Signposts frequently appear within the text itself, in various forms. There’s your classic school-essay style (‘In this essay, I will argue that …’), which is often appropriate in an introductory chapter – such as in Les Robinson’s Changeology. The introduction concludes:

‘This book proposes that successful and sustained change efforts happen when six different ingredients come together…In six sections of the book I examine each ingredient in detail, aiming to capture collective learning of many practitioners and theorists, giving inspiring examples, and examining experimental research to explain why some approaches work and others don’t.’
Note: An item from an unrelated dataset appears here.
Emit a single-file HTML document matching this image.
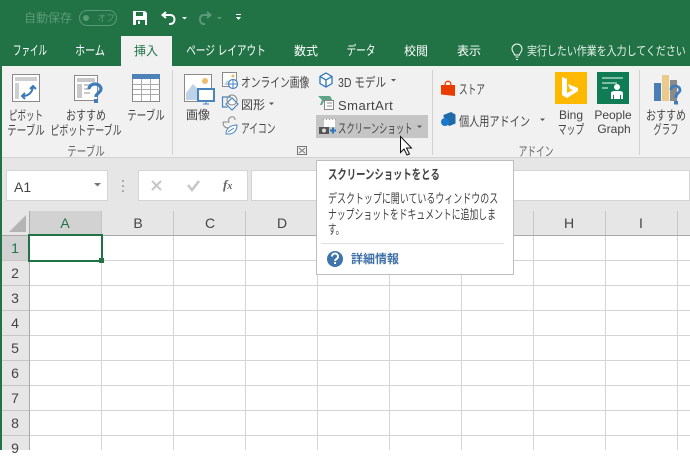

But they can also be much more subtle. Take this example from Anne Lamott’s Bird by bird: some instructions on writing and life:

‘The very first thing I tell my new students on the first day of a workshop is that good writing is about telling the truth.’

What a simple, elegant opening: it piques our interest, and gently draws our focus in to receive her wisdom.  

Stories and questions

In Bicycling Magazine’s New cyclist handbook, a chapter called ‘Principles of training’ opens with a story about how a 30-something stockbroker working 80-hour weeks and cycling two hours a day developed multiple sclerosis. Following the story is the question: ‘Can too much cycling make you sick?’

This question – along with the subheads ‘Hard evidence’, ‘Moderation means safety’ and ‘Signs of doing too much’ – frames the chapter. As readers, we see immediately where the discussion is going and we’re ready to receive the information. These signposts help us read quickly and retain information – or skip the section if we can see it’s something we’re not interested in.

It’s worth noticing the different ways writers signal their intent (open any half-decent non-fiction text and see how many you can spot). Then re-read your own work with an eye for mapping your message to guide your reader safely to the end.